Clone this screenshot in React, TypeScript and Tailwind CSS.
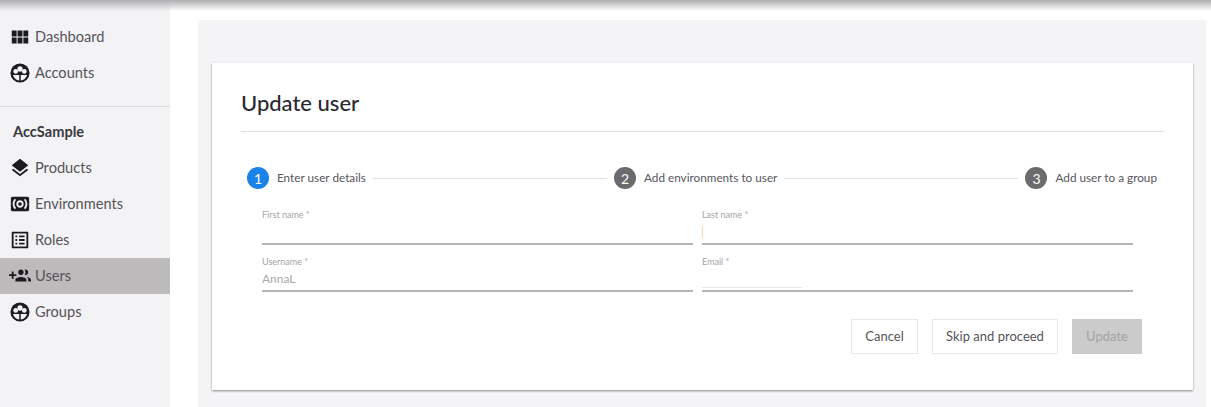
import type { ReactNode } from 'react';
import { MdViewModule, MdLayers, MdSurroundSound, MdOutlineListAlt } from 'react-icons/md';

const font = { fontFamily: 'Lato, "Noto Sans", sans-serif' };

function GroupAddIcon() {
  return (
    <svg width="22" height="22" viewBox="0 0 24 24" fill="currentColor">
      <path d="M8 10H5V7H3v3H0v2h3v3h2v-3h3v-2zm10 1c1.66 0 2.99-1.34 2.99-3S19.66 5 18 5c-.32 0-.63.05-.91.14.57.81.9 1.79.9 2.86s-.34 2.04-.9 2.86c.28.09.59.14.91.14zm-5 0c1.66 0 2.99-1.34 2.99-3S14.66 5 13 5s-3 1.34-3 3 1.34 3 3 3zm6.62 2.16c.83.73 1.38 1.66 1.38 2.84v2h3v-2c0-1.54-2.37-2.49-4.38-2.84zM13 13c-2 0-6 1-6 3v2h12v-2c0-2-4-3-6-3z" />
    </svg>
  );
}

// dark disc with the heads on top and two split wedges below, used by Accounts and Groups
function CircleGroupIcon() {
  return (
    <svg width="22" height="22" viewBox="0 0 24 24">
      <circle cx="12" cy="12" r="10.4" fill="currentColor" />
      <g fill="#f3f2f4">
        <circle cx="7.3" cy="10.3" r="2.6" />
        <circle cx="16.7" cy="10.3" r="2.6" />
        <circle cx="12" cy="7.6" r="2.9" />
        <path d="M4.3 14.1h6.9v6A8.2 8.2 0 0 1 4.3 14.1z" />
        <path d="M19.7 14.1h-6.9v6a8.2 8.2 0 0 0 6.9-6z" />
      </g>
    </svg>
  );
}

function NavItem({ icon, label, active }: { icon: ReactNode; label: string; active?: boolean }) {
  return (
    <div className={`flex h-9 items-center ${active ? 'bg-[#bdbabb]' : ''}`}>
      <div className="w-[35px] shrink-0 pl-[9px] text-[#1d1b1f]">{icon}</div>
      <span className="pb-[1px] text-[14.6px] text-[#55545a]">{label}</span>
    </div>
  );
}

function Step({ n, label, active }: { n: number; label: string; active?: boolean }) {
  return (
    <div className="flex shrink-0 items-center gap-2">
      <div className={`flex h-[22px] w-[22px] items-center justify-center rounded-full text-[14px] text-white ${active ? 'bg-[#1a82e8]' : 'bg-[#6b6a6c]'}`}>{n}</div>
      <span className="text-[11.75px] text-[#58565c]">{label}</span>
    </div>
  );
}

function Field({ label, value, caret, smudge }: { label: string; value?: string; caret?: boolean; smudge?: boolean }) {
  return (
    <div className="flex h-[47px] w-[431px] flex-col justify-end border-b-2 border-[#b5b4b6]">
      <span className="text-[9px] leading-[12px] text-[#a5a4a8]">{label}</span>
      <div className="flex h-[22px] items-center text-[12px] text-[#a9a8ac]">
        {value}
        {caret && <span className="h-[12px] w-px bg-[#f5d9b0]" />}
        {smudge && <span className="mt-[16px] h-px w-[100px] bg-[#e6e6e8]" />}
      </div>
    </div>
  );
}

export default function App() {
  return (
    <div className="relative flex h-[407px] w-[1211px] overflow-hidden bg-white" style={font}>
      <div className="absolute inset-x-0 top-0 z-10 h-[11px] bg-gradient-to-b from-[#aeaeb0] to-transparent" />

      <aside className="h-full w-[170px] shrink-0 bg-[#f3f2f4] pt-[19px]">
        <NavItem icon={<MdViewModule size={22} />} label="Dashboard" />
        <NavItem icon={<CircleGroupIcon />} label="Accounts" />
        <div className="mt-[15px] border-t border-[#dcdbdd]" />
        <div className="flex h-[43px] items-center pl-[13px] pt-[6px] text-[14.6px] font-bold text-[#3a393e]">AccSample</div>
        <NavItem icon={<MdLayers size={22} />} label="Products" />
        <NavItem icon={<MdSurroundSound size={22} />} label="Environments" />
        <NavItem icon={<MdOutlineListAlt size={22} />} label="Roles" />
        <NavItem active icon={<GroupAddIcon />} label="Users" />
        <NavItem icon={<CircleGroupIcon />} label="Groups" />
      </aside>

      <main className="ml-[28px] mt-[20px] h-[387px] w-[1008px] bg-[#f4f3f5] pl-[14px] pr-[13px] pt-[43px]">
        <section className="h-[327px] bg-white px-[29px] shadow-[0_1px_2px_rgba(0,0,0,0.45)]">
          <h1 className="flex h-[69px] items-center border-b border-[#dedddf] pt-[11px] text-[22px] font-medium text-[#2b2a30]">Update user</h1>
          <div className="mt-[35px] flex items-center pl-[6px] pr-[7px]">
            <Step active n={1} label="Enter user details" />
            <div className="mx-[7px] h-px flex-1 bg-[#dfdfe0]" />
            <Step n={2} label="Add environments to user" />
            <div className="mx-[7px] h-px flex-1 bg-[#dfdfe0]" />
            <Step n={3} label="Add user to a group" />
          </div>
          <div className="ml-[21px] mt-[9px] grid w-[871px] grid-cols-[431px_431px] gap-x-[9px] gap-y-0">
            <Field label="First name *" />
            <Field label="Last name *" caret />
            <Field label="Username *" value="AnnaL" />
            <Field label="Email *" smudge />
          </div>
          <div className="mt-[27px] flex justify-end gap-[14px] pr-[22px] text-[13px]">
            <button className="h-[35px] w-[67px] border border-[#e8e8ea] text-[#55545a]">Cancel</button>
            <button className="h-[35px] w-[126px] border border-[#e8e8ea] text-[#55545a]">Skip and proceed</button>
            <button className="h-[35px] w-[70px] bg-[#cbcbcc] text-[#a3a3a5]">Update</button>
          </div>
        </section>
      </main>
    </div>
  );
}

__________

# Task goal
Starting with the first line of the data above and ending with the line containing "MdLayers, MdSurroundSound, MdOutlineListAlt", please restate every line exactly, leaving images out.

# The solution
Clone this screenshot in React, TypeScript and Tailwind CSS.
import type { ReactNode } from 'react';
import { MdViewModule, MdLayers, MdSurroundSound, MdOutlineListAlt } from 'react-icons/md';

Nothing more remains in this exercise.